L'heure
n’est pas aux bilans mais aux perspectives d’avenir. 2018 est une année
charnière pour la stabilité politique du Liban et le sauvetage de son
économie. La réanimation des institutions, fin 2016, après deux ans et
demi de coma, avec l’élection d’un président de la République, la
désignation d’un Premier ministre et la formation d’un gouvernement,
reste incomplète. Elle ne sera menée à terme qu’avec le renouvellement
du Parlement, dont le mandat aurait dû s’achever en juin 2013, mais qui
s’est maintenu en vie en auto-prorogeant sa législature à trois
reprises. Les élections parlementaires de mai 2018 sont donc une étape
cruciale dans le processus de normalisation de la vie politique
nationale.
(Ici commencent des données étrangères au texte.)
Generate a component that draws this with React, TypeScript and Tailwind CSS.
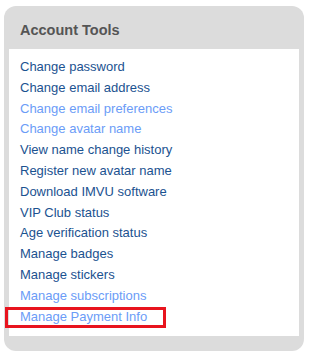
import React from 'react';

const LINKS: { label: string; light?: boolean }[] = [
  { label: 'Change password' },
  { label: 'Change email address' },
  { label: 'Change email preferences', light: true },
  { label: 'Change avatar name', light: true },
  { label: 'View name change history' },
  { label: 'Register new avatar name' },
  { label: 'Download IMVU software' },
  { label: 'VIP Club status' },
  { label: 'Age verification status' },
  { label: 'Manage badges' },
  { label: 'Manage stickers' },
  { label: 'Manage subscriptions', light: true },
  { label: 'Manage Payment Info', light: true },
];

const App: React.FC = () => {
  return (
    <div className="min-h-[359px] bg-white pt-[6px] pl-[4px] font-['Liberation_Sans',Arial,sans-serif]">
      <div className="w-[300px] rounded-[12px] bg-[#dcdcdc] px-[5px] pb-[15px]">
        <div className="h-[43px] pl-[11px] pt-[16px] text-[14.5px] leading-[17px] font-bold text-[#555555]">
          Account Tools
        </div>
        <ul className="relative bg-white pl-[11px] pt-[8px] pb-[9px]">
          {LINKS.map((link, i) => (
            <li key={link.label} className="relative text-[13px] leading-[20.8px]">
              <a
                href="#"
                className={link.light ? 'text-[#6b9cf7]' : 'text-[#1b5290]'}
              >
                {link.label}
              </a>
              {i === LINKS.length - 1 && (
                <span className="pointer-events-none absolute top-0 left-[-15px] h-[21px] w-[161px] border-[3px] border-[#e8141e]" />
              )}
            </li>
          ))}
        </ul>
      </div>
    </div>
  );
};

export default App;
Ces élections sont d’autant plus importantes que la prochaine
Chambre promet d’être un brin plus représentative que les précédentes,
grâce notamment au mode de scrutin proportionnel, appliqué au Liban pour
la première fois. Certes, la classe politique a trouvé le moyen de
transformer cette avancée de géant en modeste petit pas. Elle a, par
exemple, introduit le concept du vote préférentiel restrictif – dans les
grandes circonscriptions les électeurs sont ainsi contraints de
«préférer» un candidat uniquement originaire de leur caza, ce qui limite
leur choix. Malgré cela, la nouvelle loi électorale devrait permettre
de briser, partiellement sans doute, les monopoles et autres
exclusivités communautaires, exercées par les mêmes partis ou figures
depuis des décennies. De gros investisseurs privés ou institutionnels
attendent cette échéance capitale pour arrêter leurs plans et faire
connaître leurs intentions à moyen et long termes. Les
investisseurs observent aussi avec un intérêt marqué l’avancement du
processus d’exploitation, par le Liban, de ses ressources en
hydrocarbures. Il s’agit, là, de la seconde priorité nationale en 2018,
dont dépendra, peut-être, la stabilité de la livre libanaise, et, par
conséquent, la préservation de l’ordre social. Avec une dette et un
service de la dette qui atteindront des sommets inégalés cette année et
un ratio dette/PIB qui va encore augmenter, l’Etat aura besoin soit de
recettes supplémentaires soit d’un miracle. Certes, si les forages
commencent en 2019, le Liban devra attendre cinq ans avant de toucher
des dividendes. Mais le seul fait que le processus soit solidement mis
sur les rails est susceptible de déclencher un cercle vertueux qui
permettrait, par exemple, à l’Etat libanais d’emprunter sur les marchés
financiers internationaux à des taux préférentiels. Le Liban doit
relever ces deux défis dans un contexte régional pas très avantageux, il
est vrai, mais moins dangereux que les années précédentes, surtout en
Syrie, où la guerre semble toucher à sa fin. Quoi qu’il en soit, les
Libanais peuvent capitaliser sur les réalisations accomplies l’année
dernière. Car, quoi qu’en disent les plus sceptiques et les gens de
mauvaise foi, 2017 a été plutôt positive: une stabilité politique qui
s’est manifestée dans l’affaire Hariri, une stabilité sécuritaire qui
s’est concrétisée dans la victoire contre les takfiristes, et une
résilience économique qui a fait ses preuves également lors de la crise
de la démission du Premier ministre.